James and the port have settled their dispute, but the construction company has continued its separate suit against Picciola, arguing that James detrimentally relied on incorrect plans and information from Picciola, including alleged statements to the effect that the contractor would not be required to complete the Delmar Site within 210 days of the notice to proceed and that the liquidated damages would be waived. Picciola contends that it had been acting as an agent of the port and had no separate duty of care to James. While Picciola’s initial motion for summary judgment was granted by the trial court, who found that the designer was acting as a professional engineer on behalf of the port and therefore owed no separate duty of care to James, an appellate court decision has sent the dispute back to trial, citing Louisiana law that allows James to assert a cause of action in tort based on Picciola’s alleged negligence.

If Louisiana recognized the economic loss doctrine, James wouldn’t have a claim against Picciola. The contractor’s claim would be with the port, and the port, if it believed that Picciola had been negligent in performing its services for the port, could bring a claim against Picciola for damages arising from that negligence. The engineer would be liable, not because it didn’t take care of the contractor, but only to the extent it didn’t take care of its client. It’s not possible to determine whether Picciola did anything wrong just by reading the appellate court’s decision, but it’s worth noting that thus far the port hasn’t brought any claim against the engineer.

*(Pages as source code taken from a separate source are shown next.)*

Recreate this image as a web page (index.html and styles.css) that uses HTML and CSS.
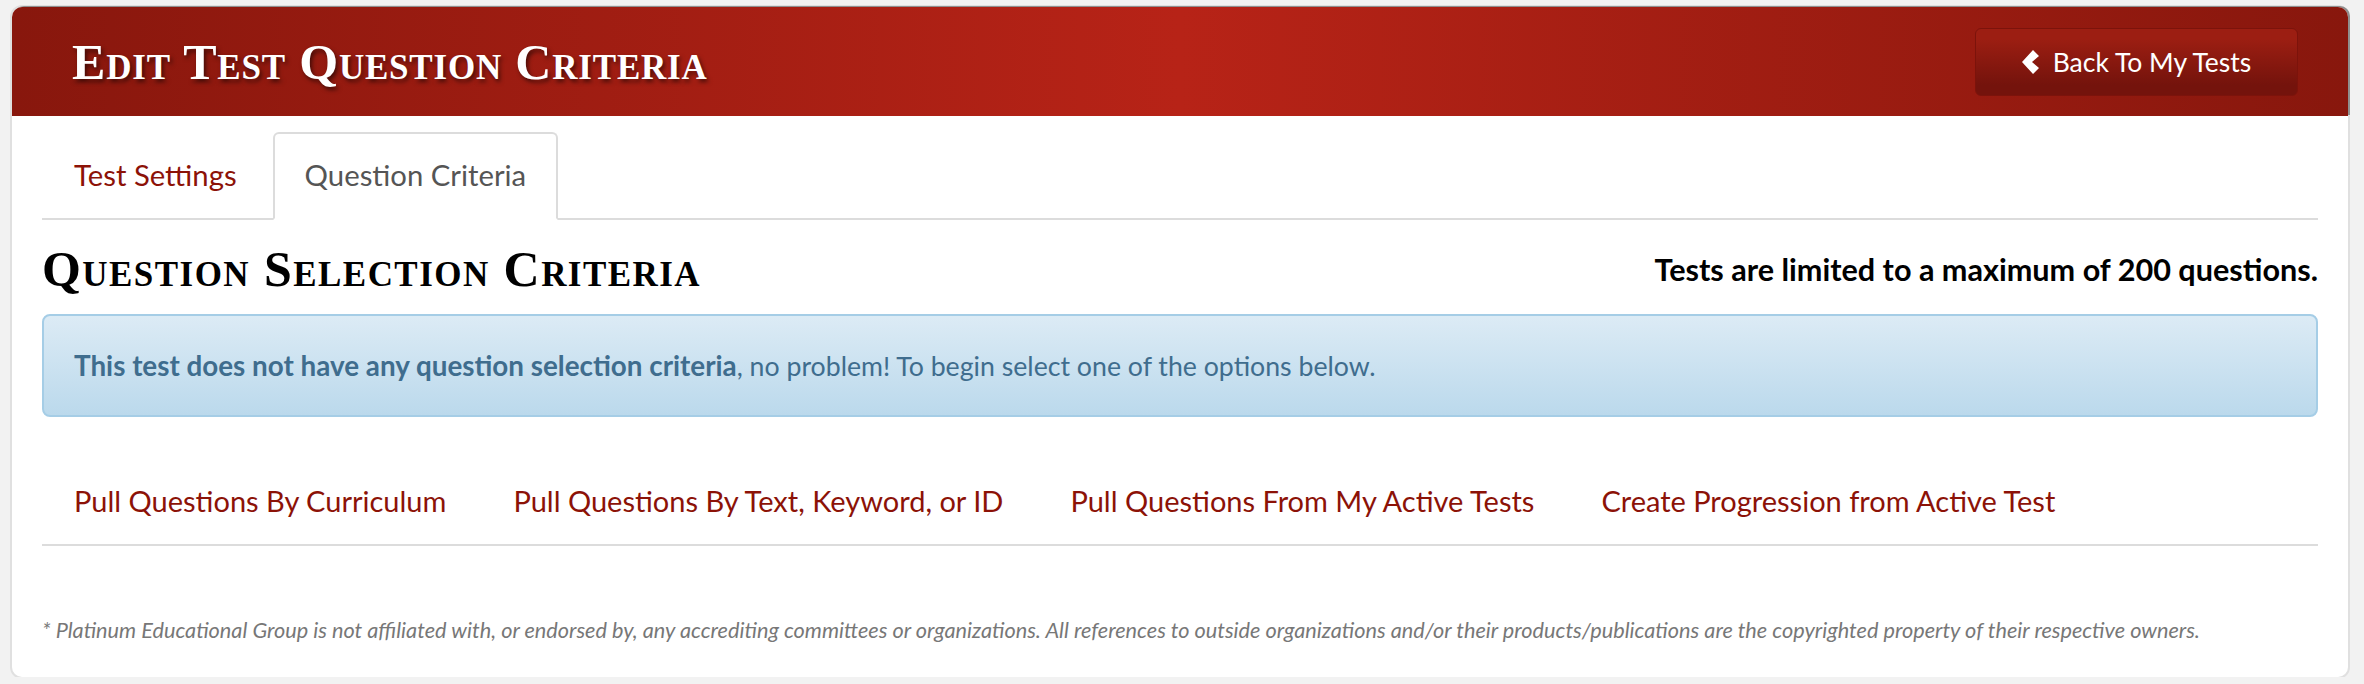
FILE: index.html
```html
<!DOCTYPE html>
<html lang="en">
<head>
    <meta charset="UTF-8">
    <title>Edit Test Question Criteria</title>
    <link rel="stylesheet" href="styles.css">
</head>
<body>
    <div class="panel">
        <div class="panel-header">
            <h1>Edit Test Question Criteria</h1>
            <a class="back-btn" href="#">
                <svg class="chevron" viewBox="0 0 18 26" width="18" height="26"><polygon points="0,13 11,1 17,7 10,13 17,19 11,25" fill="#fff"/></svg>
                Back To My Tests
            </a>
        </div>
        <div class="panel-body">
            <ul class="tabs">
                <li><a href="#">Test Settings</a></li>
                <li class="active"><a href="#">Question Criteria</a></li>
            </ul>
            <div class="title-row">
                <h2>Question Selection Criteria</h2>
                <span class="limit">Tests are limited to a maximum of 200 questions.</span>
            </div>
            <div class="alert"><p><strong>This test does not have any question selection criteria</strong>, no problem! To begin select one of the options below.</p></div>
            <ul class="options">
                <li><a href="#">Pull Questions By Curriculum</a></li>
                <li><a href="#">Pull Questions By Text, Keyword, or ID</a></li>
                <li><a href="#">Pull Questions From My Active Tests</a></li>
                <li><a href="#">Create Progression from Active Test</a></li>
            </ul>
            <p class="note">* Platinum Educational Group is not affiliated with, or endorsed by, any accrediting committees or organizations. All references to outside organizations and/or their products/publications are the copyrighted property of their respective owners.</p>
        </div>
    </div>
</body>
</html>
```

FILE: styles.css
```css
body {
    margin: 0;
    padding: 7px 16px 0 12px;
    background-color: #f2f2f2;
    font-family: "Lato", "Noto Sans", sans-serif;
    color: #333;
}

a {
    text-decoration: none;
    color: #8c1207;
}

ul {
    list-style: none;
    margin: 0;
    padding: 0;
}

.panel {
    background-color: #fff;
    border-radius: 10px;
    box-shadow: 0 0 0 2px #e0e0e0;
    height: 670px;
}

.panel-header {
    height: 109px;
    box-sizing: border-box;
    padding: 0 50px 0 60px;
    display: flex;
    justify-content: space-between;
    align-items: center;
    border-radius: 10px 10px 0 0;
    box-shadow: 2px -1px 0 #8f8f8f;
    background: linear-gradient(to right, #88170d 0%, #b72317 50%, #88170d 100%);
}

h1 {
    margin: 0;
    font-family: "Liberation Serif", serif;
    font-variant: small-caps;
    font-size: 50px;
    letter-spacing: 0.8px;
    font-weight: 700;
    color: #fff;
    text-shadow: 2px 3px 4px rgba(0, 0, 0, 0.55);
}

.back-btn {
    width: 323px;
    height: 68px;
    box-sizing: border-box;
    display: flex;
    align-items: center;
    justify-content: center;
    gap: 13px;
    font-size: 26.5px;
    color: #fff;
    border: 1px solid #7c130b;
    border-radius: 6px;
    background: linear-gradient(to bottom, #9c1e12 15%, #74130c 85%);
}

.panel-body {
    padding: 16px 30px 0;
}

.tabs {
    display: flex;
    gap: 4px;
    height: 88px;
    box-sizing: border-box;
    border-bottom: 2px solid #dcdcdc;
}

.tabs a {
    display: block;
    height: 88px;
    box-sizing: border-box;
    padding: 23px 30px 0;
    font-size: 29.3px;
    border: 2px solid transparent;
    border-radius: 6px 6px 0 0;
}

.tabs .active a {
    color: #555;
    background-color: #fff;
    border-color: #dcdcdc;
    border-bottom-color: #fff;
}

.title-row {
    display: flex;
    justify-content: space-between;
    align-items: center;
    height: 94px;
    padding-top: 4px;
    box-sizing: border-box;
}

h2 {
    margin: 0;
    font-family: "Liberation Serif", serif;
    font-variant: small-caps;
    font-size: 50px;
    letter-spacing: 1.45px;
    font-weight: 700;
    color: #000;
}

.limit {
    font-size: 30.6px;
    font-weight: 700;
    color: #000;
}

.alert {
    height: 103px;
    box-sizing: border-box;
    padding: 0 30px;
    display: flex;
    align-items: center;
    font-size: 26.7px;
    color: #3f6d8e;
    border: 2px solid #a5cde6;
    border-radius: 8px;
    background: linear-gradient(to bottom, #dcebf5, #bbd9ec);
}

.alert p {
    margin: 0;
}

.alert strong {
    font-size: 27.8px;
}

.options {
    display: flex;
    gap: 67px;
    height: 129px;
    box-sizing: border-box;
    padding: 66px 0 0 32px;
    border-bottom: 2px solid #dcdcdc;
    font-size: 29px;
}

.note {
    margin: 71px 0 0;
    font-size: 21.7px;
    font-style: italic;
    color: #777;
    white-space: nowrap;
}
```
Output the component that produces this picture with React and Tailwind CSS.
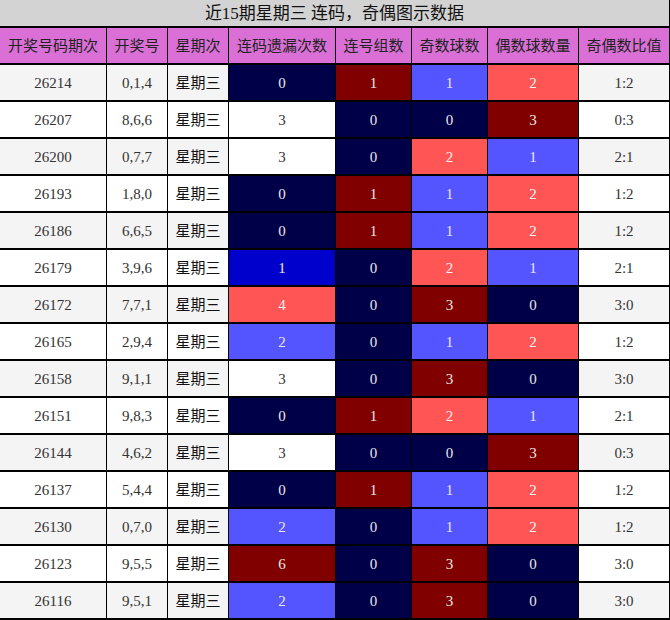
import React from "react";

const NAVY = "bg-[#000048] text-[#e8e8e8]";
const MAROON = "bg-[#800000] text-[#e8e8e8]";
const BLUE = "bg-[#5555ff] text-[#e8e8e8]";
const RED = "bg-[#ff5555] text-[#f4f4f4]";
const DBLUE = "bg-[#0000cc] text-[#e8e8e8]";
const WHITE = "bg-white text-[#333]";

const c4 = { 0: NAVY, 1: DBLUE, 2: BLUE, 3: WHITE, 4: RED, 6: MAROON };
const c5 = { 0: NAVY, 1: MAROON };
const c67 = { 0: NAVY, 1: BLUE, 2: RED, 3: MAROON };

const rows = [
  ["26214", "0,1,4", 0, 1, 1, 2, "1:2"],
  ["26207", "8,6,6", 3, 0, 0, 3, "0:3"],
  ["26200", "0,7,7", 3, 0, 2, 1, "2:1"],
  ["26193", "1,8,0", 0, 1, 1, 2, "1:2"],
  ["26186", "6,6,5", 0, 1, 1, 2, "1:2"],
  ["26179", "3,9,6", 1, 0, 2, 1, "2:1"],
  ["26172", "7,7,1", 4, 0, 3, 0, "3:0"],
  ["26165", "2,9,4", 2, 0, 1, 2, "1:2"],
  ["26158", "9,1,1", 3, 0, 3, 0, "3:0"],
  ["26151", "9,8,3", 0, 1, 2, 1, "2:1"],
  ["26144", "4,6,2", 3, 0, 0, 3, "0:3"],
  ["26137", "5,4,4", 0, 1, 1, 2, "1:2"],
  ["26130", "0,7,0", 2, 0, 1, 2, "1:2"],
  ["26123", "9,5,5", 6, 0, 3, 0, "3:0"],
  ["26116", "9,5,1", 2, 0, 3, 0, "3:0"],
];

const headers = ["开奖号码期次", "开奖号", "星期次", "连码遗漏次数", "连号组数", "奇数球数", "偶数球数量", "奇偶数比值"];

const font = "font-['Liberation_Serif','Noto_Sans_CJK_SC',serif]";
const cell = "h-[35px] pt-px flex items-center justify-center text-[15px]";

export default function App() {
  return (
    <div className={`w-[670px] h-[620px] bg-white ${font}`}>
      <div className="h-[26px] bg-[#d3d3d3] flex items-center justify-center text-[17px] text-[#111] leading-none border-r border-black">
        近15期星期三 连码，奇偶图示数据
      </div>
      <div className="grid grid-cols-[106px_60px_60px_106px_75px_75px_90px_90px] gap-x-px gap-y-[2px] bg-black pt-[2px] pr-px pb-[2px]">
        {headers.map((h) => (
          <div key={h} className={`${cell} bg-[#da70d6] text-[#222]`}>{h}</div>
        ))}
        {rows.map((r, i) => {
          const bg = i % 2 === 0 ? "bg-[#f4f4f4]" : "bg-white";
          return (
            <React.Fragment key={r[0]}>
              <div className={`${cell} ${bg} text-[#333]`}>{r[0]}</div>
              <div className={`${cell} ${bg} text-[#333]`}>{r[1]}</div>
              <div className={`${cell} ${bg} text-[#111]`}>星期三</div>
              <div className={`${cell} ${c4[r[2]]}`}>{r[2]}</div>
              <div className={`${cell} ${c5[r[3]]}`}>{r[3]}</div>
              <div className={`${cell} ${c67[r[4]]}`}>{r[4]}</div>
              <div className={`${cell} ${c67[r[5]]}`}>{r[5]}</div>
              <div className={`${cell} ${bg} text-[#333]`}>{r[6]}</div>
            </React.Fragment>
          );
        })}
      </div>
    </div>
  );
}
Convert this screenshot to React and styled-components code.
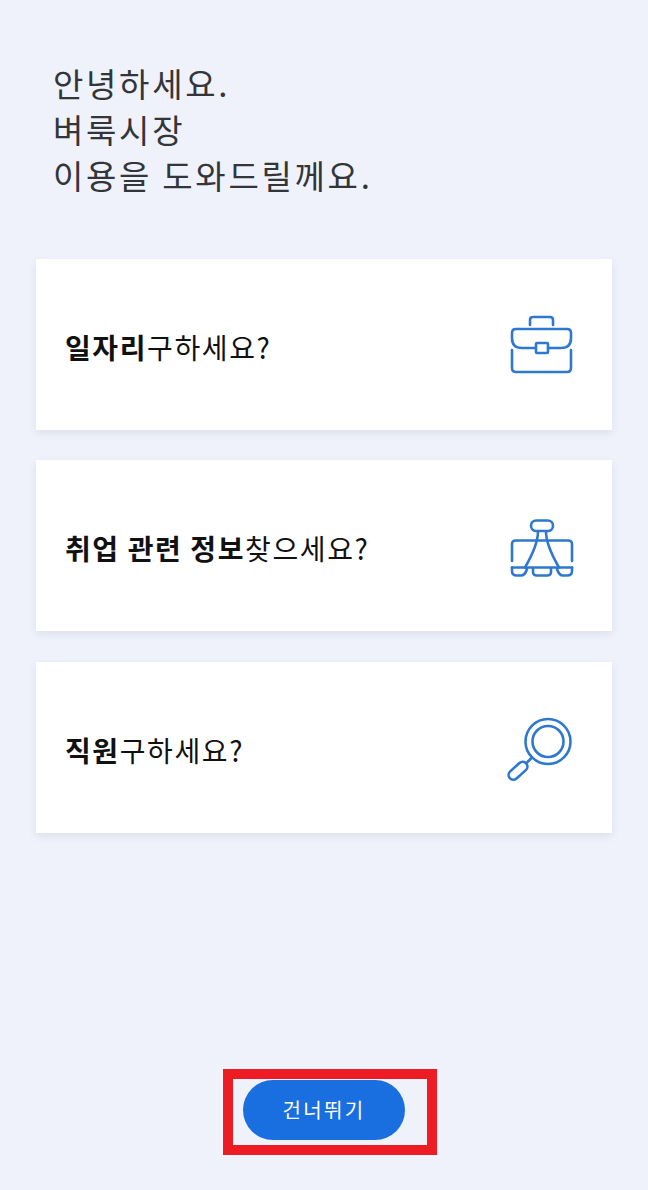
import React from "react";
import styled, { createGlobalStyle } from "styled-components";

const Global = createGlobalStyle`
  html, body { margin: 0; padding: 0; background: #eff2fb; }
  * { box-sizing: border-box; }
`;

const Page = styled.main`
  width: 648px;
  height: 1190px;
  padding: 60px 36px 35px;
  display: flex;
  flex-direction: column;
  background: #eff2fb;
  font-family: "Noto Sans CJK KR", sans-serif;
`;

const Greeting = styled.h1`
  margin: 0 0 60.9px 17px;
  font-size: 33px;
  line-height: 46px;
  font-weight: 400;
  letter-spacing: 2.7px;
  color: #333538;
`;

const Line = styled.div``;

const Cards = styled.div`
  display: flex;
  flex-direction: column;
  gap: 30.5px;
`;

const Card = styled.button`
  height: 171px;
  padding: 0 30px 0 29px;
  border: 0;
  background: #fff;
  box-shadow: 0 3px 8px rgba(60, 70, 100, 0.1);
  display: flex;
  align-items: center;
  justify-content: space-between;
  font: inherit;
  color: #111;
`;

const Label = styled.span`
  padding-top: 5px;
  font-size: 28px;
  letter-spacing: 1.6px;
  font-weight: 400;
`;

const Strong = styled.strong`
  font-weight: 700;
`;

const Icon = styled.svg`
  width: 80px;
  height: 70px;
  fill: none;
  stroke: #2f78d0;
  stroke-width: 2.6;
  stroke-linecap: round;
  stroke-linejoin: round;
`;

const Footer = styled.div`
  margin-top: auto;
  margin-left: 12px;
  display: flex;
  justify-content: center;
`;

const Highlight = styled.div`
  border: 10px solid #ed1c24;
  padding: 1px 22px 5px 10px;
  display: flex;
`;

const Skip = styled.button`
  width: 162px;
  height: 60px;
  padding: 0 0 2px;
  border: 0;
  border-radius: 30px;
  background: #1a6fe0;
  color: #fff;
  font-family: inherit;
  font-size: 20px;
  letter-spacing: 2.4px;
`;

const Briefcase = () => (
  <Icon viewBox="0 0 80 70">
    <path d="M28 16V11Q28 8 31 8H48Q51 8 51 11V16" />
    <path d="M34 39H20Q10 39 10 29V24Q10 20 14 20H65Q69 20 69 24V29Q69 39 59 39H46" />
    <rect x="34" y="34" width="12" height="10" rx="1" />
    <path d="M10 41V59Q10 63 14 63H65Q69 63 69 59V41" />
  </Icon>
);

const Clip = () => (
  <Icon viewBox="0 0 80 70">
    <rect x="29" y="9.5" width="22" height="10.5" rx="5.2" />
    <path d="M36 20.5Q36 34 23 56.5M44 20.5Q44 34 57 56.5" />
    <path d="M10 50V33Q10 29.5 14 29.5H66Q70 29.5 70 33V50" />
    <path d="M10 56.5H70" />
    <path d="M10 56.5V60Q10 64.5 15 64.5H19Q23 64.5 25 58" />
    <path d="M31 57V61Q31 64.5 35 64.5H45Q49 64.5 49 61V57" />
    <path d="M55 58Q57 64.5 61 64.5H65Q70 64.5 70 60V56.5" />
  </Icon>
);

const Magnifier = () => (
  <Icon viewBox="0 0 80 70">
    <circle cx="46" cy="29.5" r="22.5" />
    <circle cx="46" cy="29.5" r="15.5" />
    <path d="M30 45.5L25 50.5" />
    <rect x="5" y="54" width="22" height="9.5" rx="4.75" transform="rotate(-42 16 58.75)" />
  </Icon>
);

export default function App() {
  return (
    <Page>
      <Global />
      <Greeting>
        <Line>안녕하세요.</Line>
        <Line>벼룩시장</Line>
        <Line>이용을 도와드릴께요.</Line>
      </Greeting>
      <Cards>
        <Card>
          <Label><Strong>일자리</Strong>구하세요?</Label>
          <Briefcase />
        </Card>
        <Card>
          <Label><Strong>취업 관련 정보</Strong>찾으세요?</Label>
          <Clip />
        </Card>
        <Card>
          <Label><Strong>직원</Strong>구하세요?</Label>
          <Magnifier />
        </Card>
      </Cards>
      <Footer>
        <Highlight>
          <Skip>건너뛰기</Skip>
        </Highlight>
      </Footer>
    </Page>
  );
}
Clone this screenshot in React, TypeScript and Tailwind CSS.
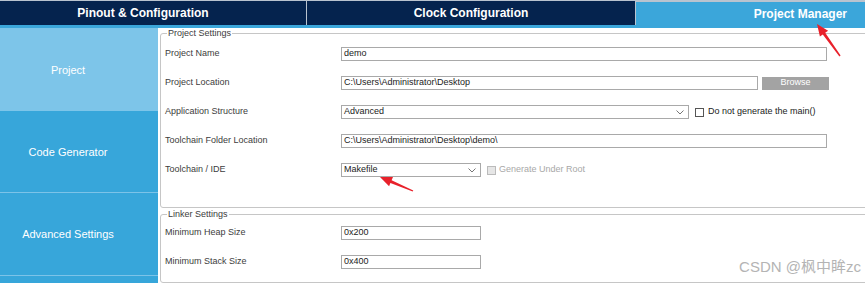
import React from 'react';

const font = { fontFamily: '"Liberation Sans", Arial, "Noto Sans CJK SC", sans-serif' };

const Chevron: React.FC = () => (
  <svg width="8" height="5" viewBox="0 0 8 5" className="ml-auto mr-[4px]">
    <path d="M0.5 0.5 L4 4 L7.5 0.5" fill="none" stroke="#666" strokeWidth="0.9" />
  </svg>
);

const Field: React.FC<{ value: string; w: string; select?: boolean }> = ({ value, w, select }) => (
  <div className={`${w} h-[14px] border border-[#a9a9a9] bg-white flex items-center pl-[2px] text-[9px] text-[#222]`}>
    <span>{value}</span>
    {select && <Chevron />}
  </div>
);

const Row: React.FC<{ label: string; children: React.ReactNode }> = ({ label, children }) => (
  <div className="flex items-center h-[24px]">
    <div className="w-[176px] text-[9px] text-[#3c3c3c]">{label}</div>
    <div className="flex items-center">{children}</div>
  </div>
);

const App: React.FC = () => {
  const sideItems = [
    { id: 'project', label: 'Project', h: 'h-[83px]', active: true },
    { id: 'code', label: 'Code Generator', h: 'h-[82px]', active: false },
    { id: 'advanced', label: 'Advanced Settings', h: 'h-[83px]', active: false },
  ];

  return (
    <div className="relative w-[865px] h-[283px] overflow-hidden bg-white" style={font}>
      {/* Top tabs */}
      <div className="flex h-[25px] bg-[#b9c3cf] pt-[1px] gap-[1px]">
        <div className="w-[306px] bg-[#05234e] flex items-center justify-center pr-[20px] text-white text-[12px] font-bold">
          Pinout &amp; Configuration
        </div>
        <div className="w-[328px] bg-[#05234e] flex items-center justify-center text-white text-[12px] font-bold">
          Clock Configuration
        </div>
        <div className="flex-1 bg-[#3ba6da] mt-[1px] flex items-center justify-end pr-[18px] text-white text-[12px] font-bold">
          Project Manager
        </div>
      </div>
      <div className="h-[3px] bg-[#3ba6da]" />

      <div className="flex h-[255px]">
        {/* Sidebar */}
        <div className="w-[158px] flex flex-col bg-[#37a6da]">
          {sideItems.map(item => (
            <div
              key={item.id}
              className={`${item.h} flex items-center justify-center pr-[22px] pt-[1px] text-white text-[11px] ${
                item.active ? 'bg-[#7dc5e9]' : 'bg-[#37a6da] border-b border-[#7cc3e8]'
              }`}
            >
              {item.label}
            </div>
          ))}
          <div className="flex-1" />
        </div>

        {/* Main */}
        <div className="flex-1 pl-[2px] overflow-hidden">
          <fieldset className="w-[720px] border border-[#c6c6c6] rounded-[3px] px-[4px] pb-[25px]">
            <legend className="ml-[2px] px-[1px] text-[9px] leading-[11px] text-[#3c3c3c]">Project Settings</legend>
            <div className="flex flex-col gap-[5px] pt-[3px]">
              <Row label="Project Name">
                <Field value="demo" w="w-[486px]" />
              </Row>
              <Row label="Project Location">
                <Field value="C:\Users\Administrator\Desktop" w="w-[417px]" />
                <div className="ml-[4px] w-[67px] h-[13px] bg-[#a3a3a3] flex items-center justify-center text-[9px] text-white">
                  Browse
                </div>
              </Row>
              <Row label="Application Structure">
                <Field value="Advanced" w="w-[348px]" select />
                <div className="ml-[6px] w-[9px] h-[9px] border border-[#555] bg-white" />
                <span className="ml-[4px] text-[9px] text-[#222]">Do not generate the main()</span>
              </Row>
              <Row label="Toolchain Folder Location">
                <Field value="C:\Users\Administrator\Desktop\demo\" w="w-[486px]" />
              </Row>
              <Row label="Toolchain / IDE">
                <Field value="Makefile" w="w-[140px]" select />
                <div className="ml-[6px] w-[9px] h-[9px] border border-[#bbb] bg-[#e6e6e6]" />
                <span className="ml-[3px] text-[9px] text-[#a8a8a8]">Generate Under Root</span>
              </Row>
            </div>
          </fieldset>

          <fieldset className="mt-[1px] w-[720px] border border-[#c6c6c6] rounded-[3px] px-[4px] pb-[8px]">
            <legend className="ml-[2px] px-[1px] text-[9px] leading-[11px] text-[#3c3c3c]">Linker Settings</legend>
            <div className="flex flex-col gap-[5px] pt-[1px]">
              <Row label="Minimum Heap Size">
                <Field value="0x200" w="w-[140px]" />
              </Row>
              <Row label="Minimum Stack Size">
                <Field value="0x400" w="w-[140px]" />
              </Row>
            </div>
          </fieldset>
        </div>
      </div>

      {/* Annotation arrows */}
      <svg className="absolute left-0 top-0 pointer-events-none" width="865" height="283" viewBox="0 0 865 283">
        <polygon
          fill="#e8212b"
          points="817,24 828.1,30.8 825.2,32.8 840.6,55.6 839.4,56.4 822.8,34.6 819.9,36.6"
        />
        <polygon
          fill="#e8212b"
          points="380,177 393,177.1 391.6,180.3 413.3,190.4 412.7,191.6 390.4,183.1 389.1,186.3"
        />
      </svg>

      {/* Watermark */}
      <div className="absolute right-[4px] bottom-[7px] text-[15px] leading-[18px] text-[#b4b4b4]">
        CSDN @枫中眸zc
      </div>
    </div>
  );
};

export default App;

While the jury sorts through all the questions of fact in this case, the question we all should be asking is: if an engineer acts as an owner’s representative and makes decisions on behalf of the owner, should the engineer be exposed to financial liability for third parties that may arise from those decisions? If designers have to worry about those risks, will they truly be able to act in their clients’ best interests, or will they make decisions based on the possible financial outcome for the contractor? Laws that require designers to have mixed loyalties on a project aren’t in anyone’s best interest, and this case is a prime example of why the economic loss doctrine is so important in helping design professionals keep our focus on doing what’s best for our clients.